### Required task
Select lines where the word "this" appears.

## start Task inputs

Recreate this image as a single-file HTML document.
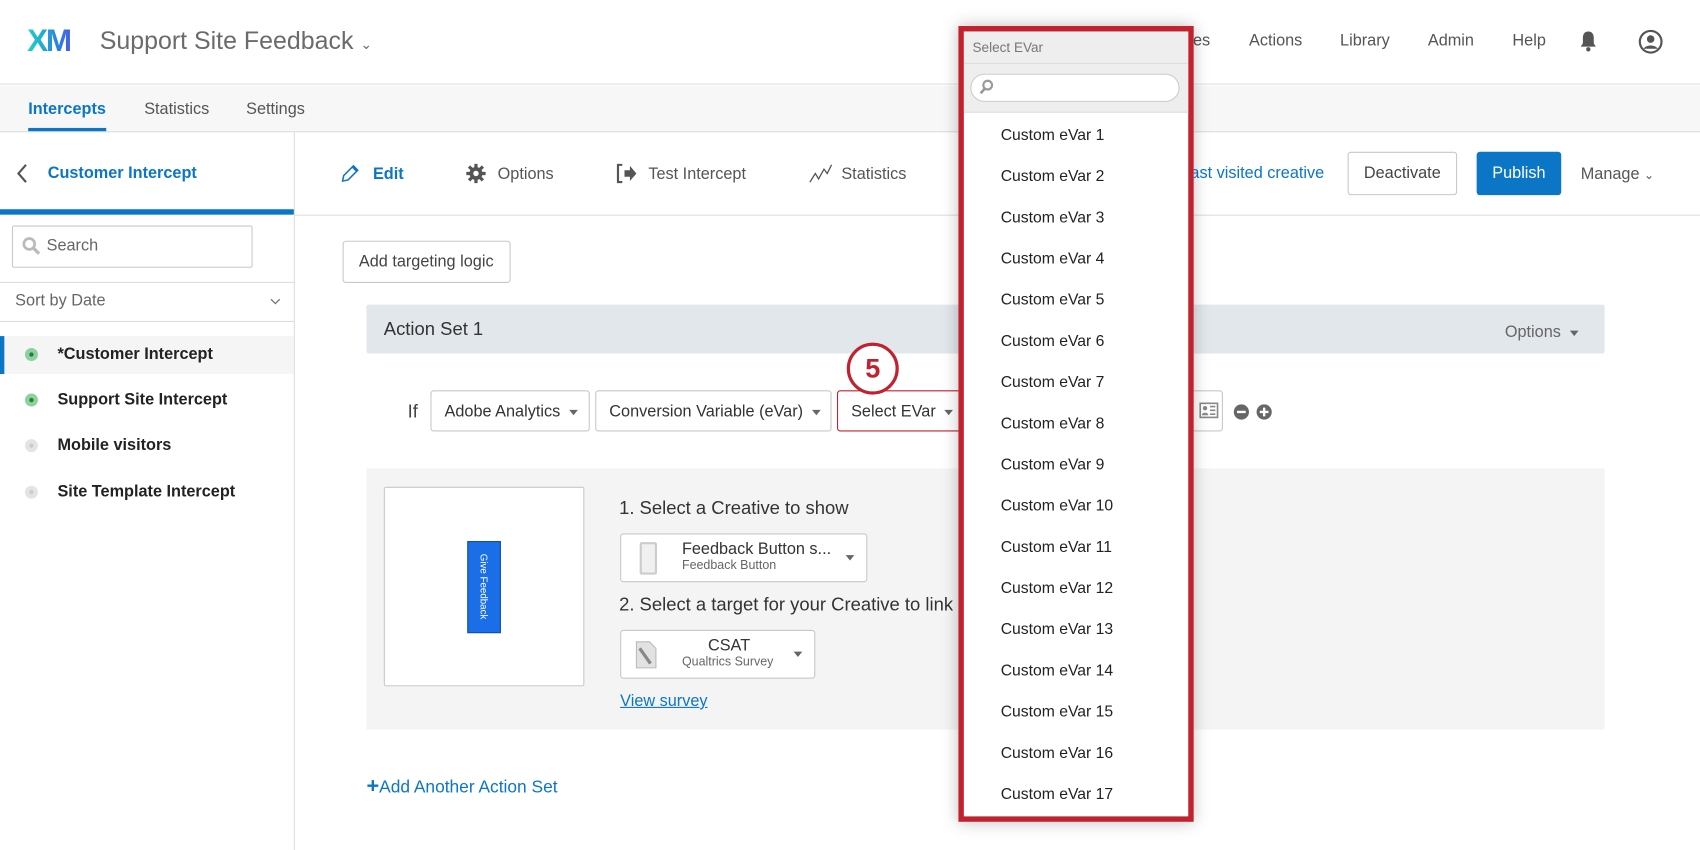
<!DOCTYPE html>
<html><head><meta charset="utf-8">
<style>
*{box-sizing:border-box;margin:0;padding:0}
html,body{width:1700px;height:850px;overflow:hidden;background:#fff}
body{font-family:"Liberation Sans",Arial,sans-serif;color:#333}
#w{position:absolute;left:0;top:0;width:1568px;height:784px;transform:scale(1.08418);transform-origin:0 0}
.a{position:absolute;white-space:nowrap}
.box{position:absolute;border:1px solid #c8c8c8;border-radius:3px;background:#fff}
.tri{display:inline-block;width:0;height:0;border-left:4px solid transparent;border-right:4px solid transparent;border-top:5px solid #666;vertical-align:middle}
.item{position:absolute;left:34px;font-size:14.5px;color:#222}
</style></head><body><div id="w">
<!-- header -->
<div class="a" style="left:0;top:0;width:1568px;height:78px;border-bottom:1px solid #e2e2e2"></div>
<div class="a" style="left:25px;top:22px;width:50px;font-size:29px;line-height:32px;font-weight:bold;letter-spacing:-2px;background:linear-gradient(90deg,#1fd3c6,#2a7de1 60%,#6b3fe0);-webkit-background-clip:text;background-clip:text;color:transparent">XM</div>
<div class="a" style="left:92px;top:24px;font-size:23px;color:#6b6b6b">Support Site Feedback <span style="font-size:13px">&#8964;</span></div>
<div class="a" style="left:1097px;top:29px;font-size:15px;color:#555">ies</div>
<div class="a" style="left:1152px;top:29px;font-size:15px;color:#555">Actions</div>
<div class="a" style="left:1236px;top:29px;font-size:15px;color:#555">Library</div>
<div class="a" style="left:1317px;top:29px;font-size:15px;color:#555">Admin</div>
<div class="a" style="left:1395px;top:29px;font-size:15px;color:#555">Help</div>
<svg class="a" style="left:1456px;top:28px" width="18" height="20" viewBox="0 0 18 20"><path d="M9 1c-3.5 0-5 2.5-5 6v5l-2 3h14l-2-3V7c0-3.5-1.5-6-5-6z" fill="#555"/><circle cx="9" cy="17.5" r="2" fill="#555"/></svg>
<svg class="a" style="left:1511px;top:27px" width="23" height="23" viewBox="0 0 23 23"><circle cx="11.5" cy="11.5" r="10" fill="none" stroke="#555" stroke-width="2"/><circle cx="11.5" cy="9" r="3.5" fill="#555"/><path d="M5 18c2-4 11-4 13 0" fill="#555"/></svg>
<!-- tabs -->
<div class="a" style="left:0;top:79px;width:1568px;height:43px;background:#f7f7f7;border-bottom:1px solid #ddd"></div>
<div class="a" style="left:26px;top:92px;font-size:15px;color:#0b76c5;font-weight:bold">Intercepts</div>
<div class="a" style="left:26px;top:118px;width:72px;height:3px;background:#0b76c5"></div>
<div class="a" style="left:133px;top:92px;font-size:15px;color:#555">Statistics</div>
<div class="a" style="left:227px;top:92px;font-size:15px;color:#555">Settings</div>
<!-- sidebar -->
<div class="a" style="left:271px;top:122px;width:1px;height:662px;background:#ddd"></div>
<svg class="a" style="left:14px;top:150px" width="12" height="20" viewBox="0 0 12 20"><path d="M10 2L3 10l7 8" fill="none" stroke="#555" stroke-width="2"/></svg>
<div class="a" style="left:44px;top:151px;font-size:15px;color:#0b76c5;font-weight:bold">Customer Intercept</div>
<div class="a" style="left:0;top:193px;width:271px;height:5px;background:#0b76c5"></div>
<div class="box" style="left:11px;top:208px;width:222px;height:39px;border-radius:2px"></div>
<svg class="a" style="left:20px;top:218px" width="18" height="18" viewBox="0 0 18 18"><circle cx="7" cy="7" r="5" fill="none" stroke="#bbb" stroke-width="2.5"/><path d="M11 11l5 5" stroke="#bbb" stroke-width="3"/></svg>
<div class="a" style="left:43px;top:218px;font-size:15px;color:#666">Search</div>
<div class="a" style="left:0;top:260px;width:271px;height:37px;border-top:1px solid #ddd;border-bottom:1px solid #ddd"></div>
<div class="a" style="left:14px;top:269px;font-size:15px;color:#666">Sort by Date</div>
<svg class="a" style="left:249px;top:275px" width="10" height="6" viewBox="0 0 10 6"><path d="M1 1l4 4 4-4" fill="none" stroke="#777" stroke-width="1.2"/></svg>
<div class="a" style="left:0;top:310px;width:271px;height:35px;background:#f5f5f5"></div>
<div class="a" style="left:0;top:310px;width:4px;height:35px;background:#0b76c5"></div>
<div class="a" style="left:23px;top:321px;width:12px;height:12px;border-radius:50%;background:#8fcfa2"><div style="margin:4px;width:4px;height:4px;border-radius:50%;background:#13883b"></div></div>
<div class="a" style="left:53px;top:318px;font-size:15px;font-weight:bold;color:#222">*Customer Intercept</div>
<div class="a" style="left:23px;top:363px;width:12px;height:12px;border-radius:50%;background:#8fcfa2"><div style="margin:4px;width:4px;height:4px;border-radius:50%;background:#13883b"></div></div>
<div class="a" style="left:53px;top:360px;font-size:15px;font-weight:bold;color:#222">Support Site Intercept</div>
<div class="a" style="left:23px;top:405px;width:12px;height:12px;border-radius:50%;background:#e4e4e4"><div style="margin:4px;width:4px;height:4px;border-radius:50%;background:#ccc"></div></div>
<div class="a" style="left:53px;top:402px;font-size:15px;font-weight:bold;color:#222">Mobile visitors</div>
<div class="a" style="left:23px;top:448px;width:12px;height:12px;border-radius:50%;background:#e4e4e4"><div style="margin:4px;width:4px;height:4px;border-radius:50%;background:#ccc"></div></div>
<div class="a" style="left:53px;top:445px;font-size:15px;font-weight:bold;color:#222">Site Template Intercept</div>
<!-- main toolbar -->
<div class="a" style="left:272px;top:198px;width:1296px;height:1px;background:#ddd"></div>
<svg class="a" style="left:313px;top:150px" width="20" height="20" viewBox="0 0 20 20"><path d="M3 17l1-5 9-9 4 4-9 9z M12 4l4 4" fill="none" stroke="#0b76c5" stroke-width="1.4"/></svg>
<div class="a" style="left:344px;top:152px;font-size:15px;color:#0b76c5;font-weight:bold">Edit</div>
<svg class="a" style="left:430px;top:151px" width="18" height="18" viewBox="0 0 18 18"><circle cx="9" cy="9" r="6" fill="#555"/><g stroke="#555" stroke-width="3"><path d="M9 0v18M0 9h18M2.6 2.6l12.8 12.8M15.4 2.6L2.6 15.4"/></g><circle cx="9" cy="9" r="2.5" fill="#fff"/></svg>
<div class="a" style="left:459px;top:152px;font-size:15px;color:#555">Options</div>
<svg class="a" style="left:568px;top:151px" width="20" height="18" viewBox="0 0 20 18"><path d="M6 1H2v16h4" fill="none" stroke="#555" stroke-width="2"/><path d="M8 6h5V2l6 7-6 7v-4H8z" fill="#555"/></svg>
<div class="a" style="left:598px;top:152px;font-size:15px;color:#555">Test Intercept</div>
<svg class="a" style="left:746px;top:150px" width="22" height="20" viewBox="0 0 22 20"><path d="M1 18l5-8 3 5 5-9 3 4 4-8" fill="none" stroke="#555" stroke-width="1.2"/></svg>
<div class="a" style="left:776px;top:152px;font-size:15px;color:#555">Statistics</div>
<div class="a" style="left:1098px;top:151px;font-size:15px;color:#0b76c5">ast visited creative</div>
<div class="box" style="left:1243px;top:140px;width:101px;height:40px"></div>
<div class="a" style="left:1258px;top:151px;font-size:15px;color:#444">Deactivate</div>
<div class="a" style="left:1362px;top:140px;width:78px;height:40px;background:#0b76c5;border-radius:3px;color:#fff;font-size:15px;text-align:center;line-height:40px">Publish</div>
<div class="a" style="left:1458px;top:152px;font-size:15px;color:#555">Manage <span style="font-size:11px">&#8964;</span></div>
<!-- content -->
<div class="box" style="left:316px;top:222px;width:155px;height:39px"></div>
<div class="a" style="left:331px;top:233px;font-size:15px;color:#444">Add targeting logic</div>
<div class="a" style="left:338px;top:281px;width:1142px;height:45px;background:#e1e7eb;border-radius:2px"></div>
<div class="a" style="left:354px;top:294px;font-size:17px;color:#333">Action Set 1</div>
<div class="a" style="left:1388px;top:298px;font-size:15px;color:#666">Options &nbsp;<span class="tri"></span></div>
<div class="a" style="left:376px;top:370px;font-size:17px;color:#444">If</div>
<div class="box" style="left:397px;top:360px;width:147px;height:38px"></div>
<div class="a" style="left:410px;top:371px;font-size:15px;color:#333">Adobe Analytics &nbsp;<span class="tri"></span></div>
<div class="box" style="left:549px;top:360px;width:218px;height:38px"></div>
<div class="a" style="left:562px;top:371px;font-size:15px;color:#333">Conversion Variable (eVar) &nbsp;<span class="tri"></span></div>
<div class="box" style="left:772px;top:360px;width:120px;height:38px;border-color:#c0222f"></div>
<div class="a" style="left:785px;top:371px;font-size:15px;color:#333">Select EVar &nbsp;<span class="tri"></span></div>
<div class="box" style="left:1090px;top:360px;width:38px;height:38px"></div>
<svg class="a" style="left:1106px;top:371px" width="18" height="15" viewBox="0 0 18 15"><rect x="1" y="1" width="16" height="13" fill="none" stroke="#888" stroke-width="1.5"/><circle cx="5.5" cy="5.5" r="2" fill="#888"/><path d="M2.5 12c0-3 6-3 6 0z" fill="#888"/><path d="M10 4h5M10 7.5h5M10 11h5" stroke="#888" stroke-width="1.5"/></svg>
<svg class="a" style="left:1137px;top:372px" width="40" height="16" viewBox="0 0 40 16"><circle cx="8" cy="8" r="7" fill="#666"/><path d="M4 8h8" stroke="#fff" stroke-width="2.2"/><circle cx="29" cy="8" r="7" fill="#666"/><path d="M25 8h8M29 4v8" stroke="#fff" stroke-width="2.2"/></svg>
<div class="a" style="left:781px;top:316px;width:48px;height:48px;border-radius:50%;border:3px solid #c0222f;background:#fff;color:#c0222f;font-size:25px;font-weight:bold;text-align:center;line-height:42px">5</div>
<div class="a" style="left:338px;top:432px;width:1142px;height:241px;background:#f4f4f4"></div>
<div class="box" style="left:354px;top:449px;width:185px;height:184px;border-radius:2px"></div>
<div class="a" style="left:431px;top:499px;width:31px;height:85px;background:#1a6ee8;border:1px solid #1150a8"></div>
<div class="a" style="left:446px;top:541px;font-size:9px;color:#fff;transform:translate(-50%,-50%) rotate(90deg)">Give Feedback</div>
<div class="a" style="left:571px;top:459px;font-size:17px;color:#333">1. Select a Creative to show</div>
<div class="box" style="left:572px;top:492px;width:228px;height:45px"></div>
<div class="a" style="left:590px;top:500px;width:16px;height:30px;border:2px solid #ccc;background:#f0f0f0;border-radius:2px"></div>
<div class="a" style="left:629px;top:498px;font-size:15px;color:#333">Feedback Button s...</div>
<div class="a" style="left:629px;top:516px;font-size:11.5px;color:#666">Feedback Button</div>
<span class="tri a" style="left:780px;top:512px"></span>
<div class="a" style="left:571px;top:548px;font-size:17px;color:#333">2. Select a target for your Creative to link</div>
<div class="box" style="left:572px;top:581px;width:180px;height:45px"></div>
<svg class="a" style="left:584px;top:590px" width="24" height="28" viewBox="0 0 24 28"><path d="M3 2h12l6 6v18H3z" fill="#e2e2e2" stroke="#bbb"/><path d="M6 8l10 14" stroke="#888" stroke-width="3"/></svg>
<div class="a" style="left:653px;top:587px;font-size:15px;color:#333">CSAT</div>
<div class="a" style="left:629px;top:605px;font-size:11.5px;color:#666">Qualtrics Survey</div>
<span class="tri a" style="left:732px;top:601px"></span>
<div class="a" style="left:572px;top:638px;font-size:15px;color:#0b76c5;text-decoration:underline">View survey</div>
<div class="a" style="left:338px;top:717px;font-size:16px;color:#0b76c5"><b style="font-size:20px;line-height:16px">+</b>Add Another Action Set</div>
<!-- dropdown -->
<div class="a" style="left:884px;top:24px;width:217px;height:734px;border:5px solid #c0222f;background:#fff;box-shadow:0 0 14px rgba(0,0,0,.25);overflow:hidden">
 <div style="position:absolute;left:0;top:0;width:207px;height:75px;background:#eee;border-bottom:1px solid #ddd"></div>
 <div class="a" style="left:8px;top:8px;font-size:12.5px;color:#777">Select EVar</div>
 <div style="position:absolute;left:0;top:29px;width:207px;height:1px;background:#ddd"></div>
 <div style="position:absolute;left:6px;top:39px;width:193px;height:26px;border:1px solid #ccc;border-radius:13px;background:#fff"></div>
 <svg class="a" style="left:14px;top:44px" width="14" height="15" viewBox="0 0 14 15"><circle cx="8" cy="5.5" r="4" fill="none" stroke="#999" stroke-width="2"/><path d="M5.5 8.5L1.5 13" stroke="#999" stroke-width="2.5"/></svg>
 <div class="item" style="top:88px">Custom eVar 1</div>
 <div class="item" style="top:126px">Custom eVar 2</div>
 <div class="item" style="top:164px">Custom eVar 3</div>
 <div class="item" style="top:202px">Custom eVar 4</div>
 <div class="item" style="top:240px">Custom eVar 5</div>
 <div class="item" style="top:278px">Custom eVar 6</div>
 <div class="item" style="top:316px">Custom eVar 7</div>
 <div class="item" style="top:354px">Custom eVar 8</div>
 <div class="item" style="top:392px">Custom eVar 9</div>
 <div class="item" style="top:430px">Custom eVar 10</div>
 <div class="item" style="top:468px">Custom eVar 11</div>
 <div class="item" style="top:506px">Custom eVar 12</div>
 <div class="item" style="top:544px">Custom eVar 13</div>
 <div class="item" style="top:582px">Custom eVar 14</div>
 <div class="item" style="top:620px">Custom eVar 15</div>
 <div class="item" style="top:658px">Custom eVar 16</div>
 <div class="item" style="top:696px">Custom eVar 17</div>
</div>
</div></body></html>
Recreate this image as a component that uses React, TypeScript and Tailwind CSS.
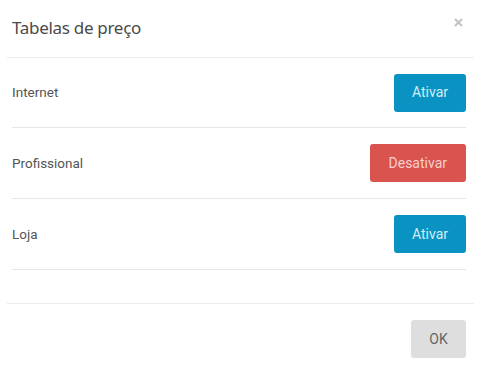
import React from 'react'

interface PriceTable {
    name: string
    active: boolean
}

const tables: PriceTable[] = [
    { name: 'Internet', active: false },
    { name: 'Profissional', active: true },
    { name: 'Loja', active: false },
]

const App: React.FC = () => {
    return (
        <div className="w-[484px] h-[380px] bg-white overflow-hidden font-['Roboto',sans-serif]">
            <div className="mx-[7px] w-[467px]">

                {/* Header */}
                <div className="h-[58px] border-b border-[#ebebeb] flex items-center justify-between pl-[5px] pr-[11px]">
                    <h4 className="text-[17px] text-[#4a4a4a] font-['Noto_Sans',sans-serif] -mt-[1px] tracking-[-0.3px]">
                        Tabelas de preço
                    </h4>
                    <svg width="9" height="9" viewBox="0 0 9 9" className="-mt-[12px]">
                        <path d="M1 1L8 8M8 1L1 8" stroke="#c2c2c2" strokeWidth="2" />
                    </svg>
                </div>

                {/* Body */}
                <div className="pl-[5px] pr-[8px] pb-[33px]">
                    {tables.map((t, i) => (
                        <div
                            key={t.name}
                            className={`${i === 0 ? 'h-[70px]' : 'h-[71px]'} border-b border-[#e6e6e6] flex items-center justify-between`}
                        >
                            <span className="text-[13.5px] text-[#555]">{t.name}</span>
                            {t.active ? (
                                <button className="h-[38px] px-[19px] rounded-[3px] bg-[#d9534f] text-[14px] text-[#f7cfcd]">
                                    Desativar
                                </button>
                            ) : (
                                <button className="h-[38px] px-[18px] rounded-[3px] bg-[#0a93c2] text-[14px] text-[#d2ecf5]">
                                    Ativar
                                </button>
                            )}
                        </div>
                    ))}
                </div>

                {/* Footer */}
                <div className="border-t border-[#ebebeb] pt-[16px] pr-[8px] flex justify-end">
                    <button className="h-[38px] w-[55px] rounded-[3px] bg-[#dedede] text-[14px] text-[#666]">
                        OK
                    </button>
                </div>

            </div>
        </div>
    )
}

export default App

## end Task inputs

### Complete response
Recreate this image as a single-file HTML document.
Recreate this image as a component that uses React, TypeScript and Tailwind CSS.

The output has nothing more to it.